Con le sue ovvie particolarità, la Spagna rappresenta in questo momento l’altro “grande ammalato” d’Europa, sia in senso medico sia in senso (probabilmente) economico. All’orizzonte si addensano nubi scure sui cieli del Mediterraneo.
Partiamo dalla politica.
Si avverte una profonda mancanza di fiducia nei confronti del governo e del suo operato. L’esecutivo sostenuto dai socialisti e da Podemos sta infatti vivendo una fase critica, sottolineata anche dai sondaggi secondo i quali la connessione tra cittadini e governanti è ormai corrotta. Molte sono state e continuano ad essere le critiche mosse al premier Pedro Sanchez per il modo in cui ha gestito e sta gestendo la crisi. Di sicuro non aiutano la strana opacità informativa che accompagna l’azione di governo e l’assenza di una road map da seguire per uscire dalla morsa del Covid-19 e dei suoi effetti.
Inoltre, se le conseguenze della crisi a livello economico saranno gravi per tutti i Paesi colpiti, sulla Spagna incombe uno spettro ulteriore che è quello della disoccupazione. Come purtroppo dobbiamo ricordare, nel post 2008 il Paese iberico arrivò ad avere un tasso di disoccupazione superiore al 23%, una percentuale altissima, seconda solo ai valori greci. Il grande timore, naturalmente, è che nel post Covid-19 ci si riavvicini a numeri di questo tipo, con tutti i rischi – anche sociali – connessi a ciò.
Al netto di queste problematiche, ci sono almeno tre lati positivi o indizi per la speranza da analizzare.

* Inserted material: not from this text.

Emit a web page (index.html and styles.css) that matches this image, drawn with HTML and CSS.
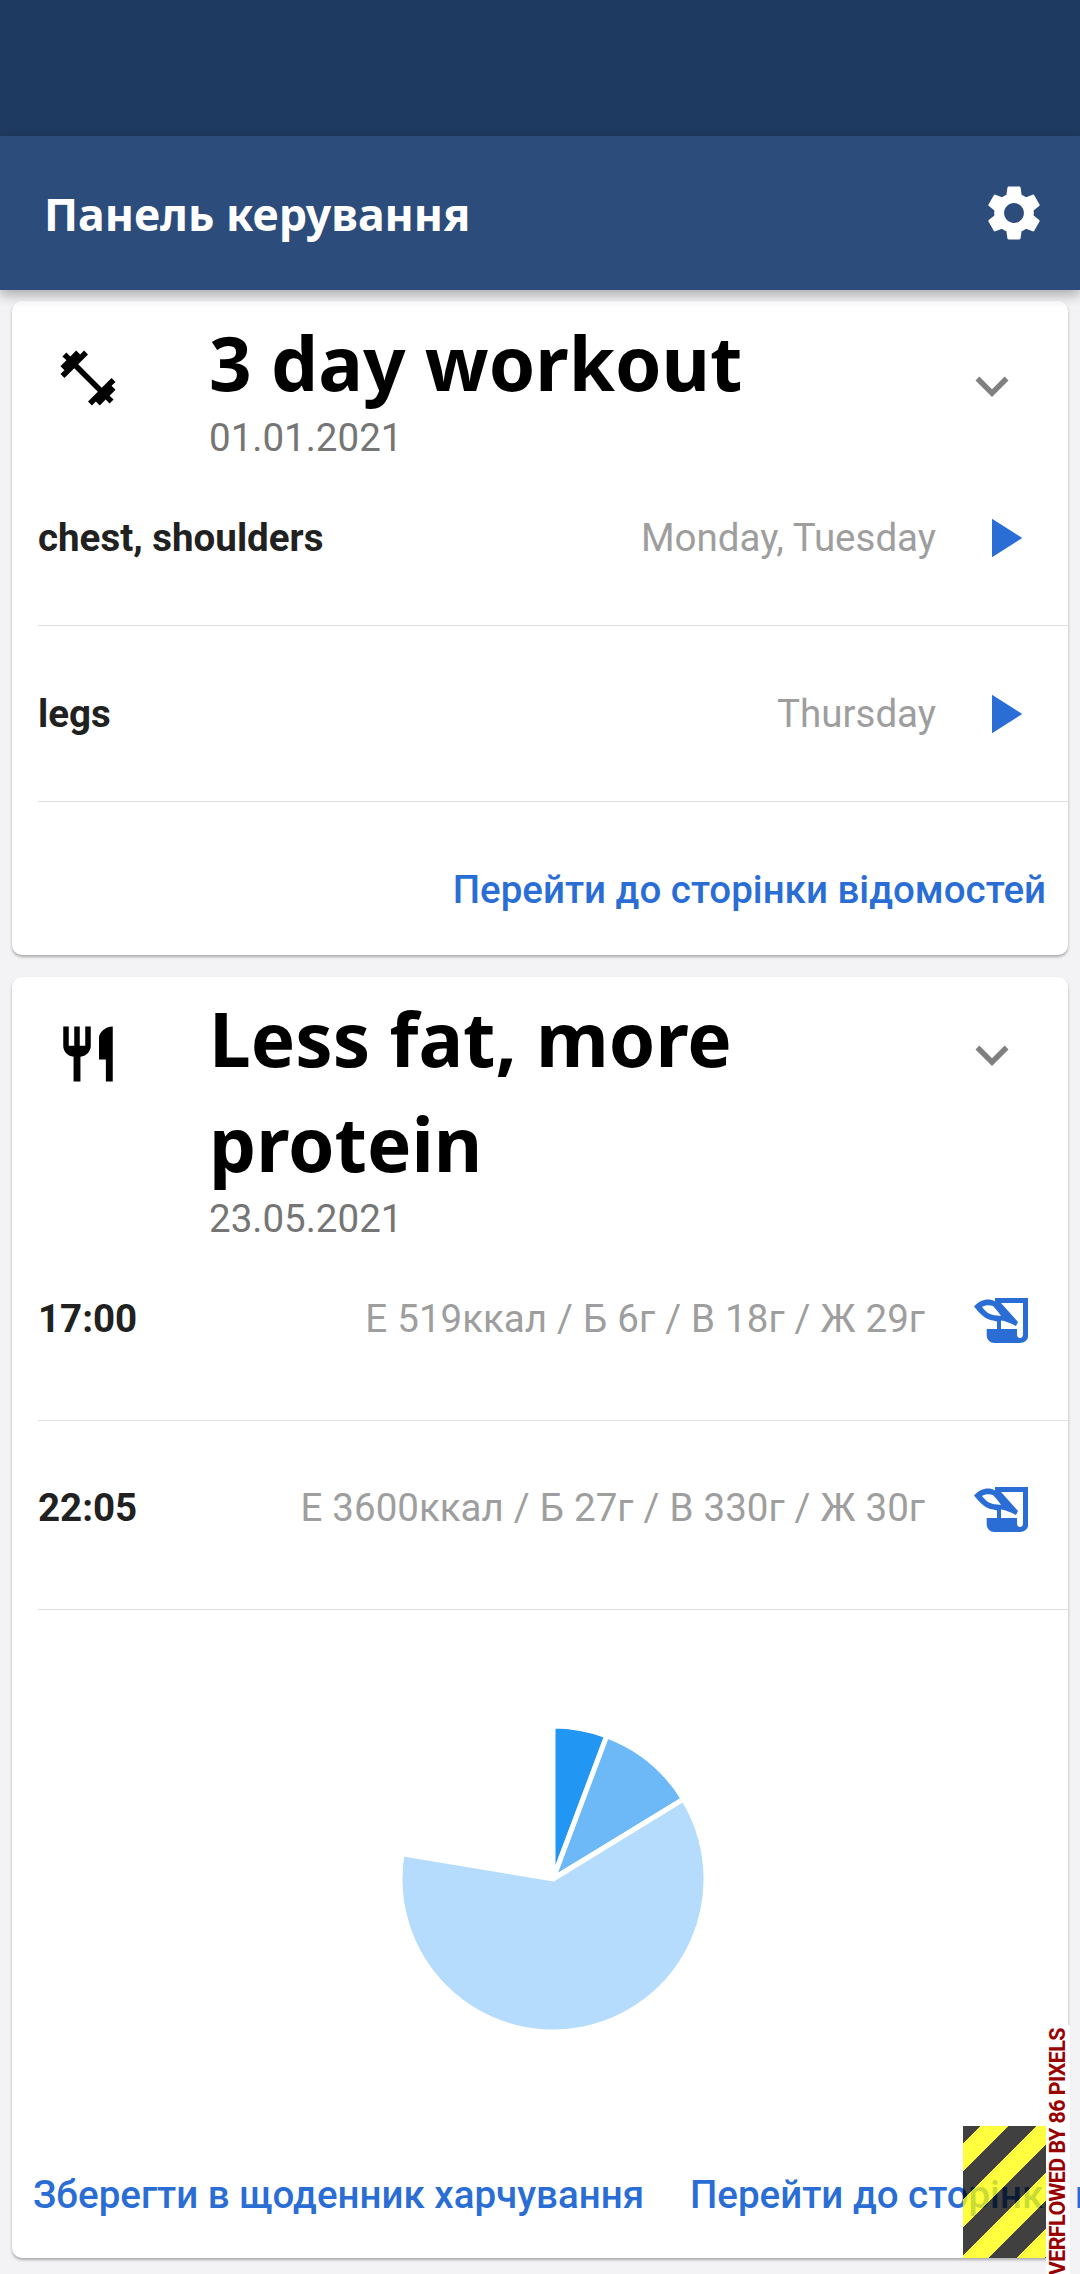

Il primo interessa il possibile, e forse anche probabile, raggiungimento di un grande accordo istituzional-politico tra il Partito socialista del premier Sanchez da una parte e, dall’altra, il Partido Popular e Ciudadanos, per arrivare ad un ampio e solido consenso sui grandi temi strutturali anti-crisi. Questa mossa, che esclude l’altro partito di opposizione Vox, potrebbe portare a una stabilizzazione degli equilibri interni, con un allontanamento del baricentro politico dall’estrema sinistra di governo, Podemos, che perderebbe così il suo ruolo predominante.
Il secondo aspetto riguarda invece la situazione economica pre emergenza sanitaria. Il tessuto produttivo spagnolo era in discreta forma quando è giunta la crisi. L’indice di crescita per il 2020 era di poco sotto al 2%. Inoltre, anche se può sembrare una lettura leggermente cinica, la crisi del 2008 aveva già fatto “piazza pulita” delle realtà imprenditoriali e finanziarie più deboli e peggio strutturate. È quindi plausibile pensare che, nel post Covid-19, la reazione del tessuto produttivo sarà più solida ed efficace rispetto al passato.
In ultimo, voglio scommettere ottimisticamente su un aspetto socio-culturale: il consumo interno schizzerà alle stelle non appena verrà allentato il lockdown. Questo significherà che il denaro dei privati si muoverà, entrerà in circolo rapidamente e contribuirà in maniera importante alla ripresa del Paese.
Fiducia, creatività e resilienza a livello privato, serietà, appoggio alle imprese e senso di responsabilità a livello politico: è ciò di cui avrà bisogno anche la Spagna per risalire la china.